2015年が明けましたが、皆様いかがおすごしでしょうか? ようやくお正月気分が抜けてきた頃合いだと思いますが、今年のお正月はおせちを食べましたか?
昨今ではおせちも洋風のものであったり、様々なバリエーションがありますが、これぞお正月という気分を感じさせてくれるメニューの一つが、筑前煮ですよね。
そこで今回は、実家の味を思い出せる、味がしっかりと染みたお母さんの筑前煮を作るための科学をお伝えしてみたいと思います。
お母さんの筑前煮
材料 2人分
- 鶏もも肉………1/3枚(70g)
- にんじん………1/4本
- ごぼう…………1/4本
- れんこん………1/4個
- こんにゃく……1/4枚
- 干し椎茸………1枚
- 里いも…………1個(冷凍で小さめの場合は2個)
- 絹さや…………2枚
- ごま油…………小さじ1/3
- A(以下)
- 水………………100cc
- みりん…………大さじ1
- 醤油……………大さじ1
- 砂糖……………小さじ1/2
- 椎茸の戻し汁…50cc
作り方
①干し椎茸はさっと洗って50ccの水につけ、2時間くらい置いたら一口サイズに切ります。ごぼうは包丁の先で皮をこそぎ落とし、一口サイズに切って酢水につけます。里芋、れんこん、にんじんは皮をむいて一口サイズに。鶏もも肉も一口サイズに切ります。※干し椎茸をつけた水は戻し汁として使用します。
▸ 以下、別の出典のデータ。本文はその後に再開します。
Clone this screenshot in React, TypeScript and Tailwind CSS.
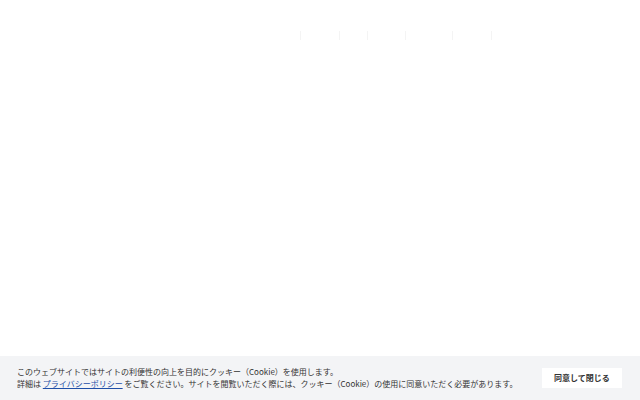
import React from "react";

export default function App() {
  const font = { fontFamily: '"Noto Sans CJK JP", "Noto Sans", sans-serif' };
  return (
    <div className="w-[640px] h-[400px] bg-white flex flex-col overflow-hidden" style={font}>
      <header className="h-[72px] flex items-start pt-[31px]">
        <nav className="ml-[300px] flex items-stretch h-[9px]">
          <span className="w-[39px] border-l border-[#f4f4f4]" />
          <span className="w-[28px] border-l border-[#f4f4f4]" />
          <span className="w-[38px] border-l border-[#f4f4f4]" />
          <span className="w-[47px] border-l border-[#f4f4f4]" />
          <span className="w-[39px] border-l border-[#f4f4f4]" />
          <span className="w-[1px] border-l border-[#f4f4f4]" />
        </nav>
      </header>
      <main className="flex-1" />
      <div className="h-[44px] bg-[#f3f4f6] flex items-center pl-[17px] pr-[18px]">
        <div className="flex-1 text-[8px] leading-[12px] text-[#333333]">
          <p>このウェブサイトではサイトの利便性の向上を目的にクッキー（Cookie）を使用します。</p>
          <p>
            詳細は <a className="text-[#1f4fa8] underline">プライバシーポリシー</a> をご覧ください。サイトを閲覧いただく際には、クッキー（Cookie）の使用に同意いただく必要があります。
          </p>
        </div>
        <button className="w-[80px] h-[20px] bg-white text-[8px] font-bold text-[#333333]">
          同意して閉じる
        </button>
      </div>
    </div>
  );
}
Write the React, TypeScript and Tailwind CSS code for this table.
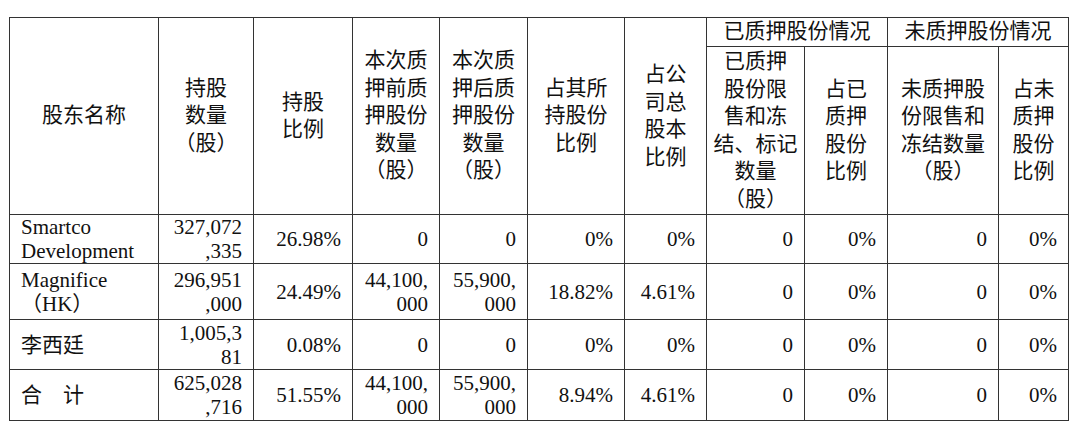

こんにゃくはフォークで穴をあけて一口サイズに切り、さっと茹でてアクをぬきます。
科学1:こんにゃくはフォークで穴を開けて組織を壊すことで味がしみ込みやすくなります。
②鍋に鶏もも肉と絹さや以外の材料とAを入れ、落とし蓋をして強火にかけ、煮たったら鶏もも肉を加えます。
科学2:落とし蓋をしよう!
落し蓋をすることにより、沸騰した煮汁が跳ね返り、鍋の中で対流が生まれます。そのため、すべての材料に煮汁が行き渡るのです。ただ、煮ることによって味がついていくと同時に、材料にぎっしりと詰まっていた表面の細胞壁が壊れ、食材の水分も流れ出していきます。
弱火にして約10分〜15分煮汁が半分くらいになるまで煮たら火を止め、2〜3時間置きます。
科学3:冷めていくときに味がしみる!
食材から出た水分は40度〜50度まで冷めてくると、出ていった水分が戻ってきます。そこで食材と調味液との間で浸透圧による水分移動が行われるので、その時に味がしみ込んでいくのです。つまり時間の経過が必要となり、一度置いて冷めていくことで味が食材に拡散し、しっかりとしみ込むと言われています。
⑤鍋を中火にかけ、絹さやを加えて鍋を傾けてお玉で煮汁をかけながら3分程度煮詰めます。最後にごま油を回し入れてさっと混ぜたら完成です。
では、筑前煮を作る際に押さえておきたい科学のポイントをまとめます。
- 科学1:こんにゃくはフォークで穴を開けよう!
- 科学2:落とし蓋をしよう!
- 科学3:冷ますことが大事!
煮汁が全部なくなるまで一気に煮るのではなく、一旦寝かせることで、そこで味がしみこむというのがポイントです。出来上がってからもすぐに食べずに置いておくと、さらに味がしみ込んで美味しくなります。
お母さんの筑前煮を自分で作って食べてみる。母の味を思い出したら泣けてくるかも……たまには実家に帰り、元気な笑顔を見せてくださいね。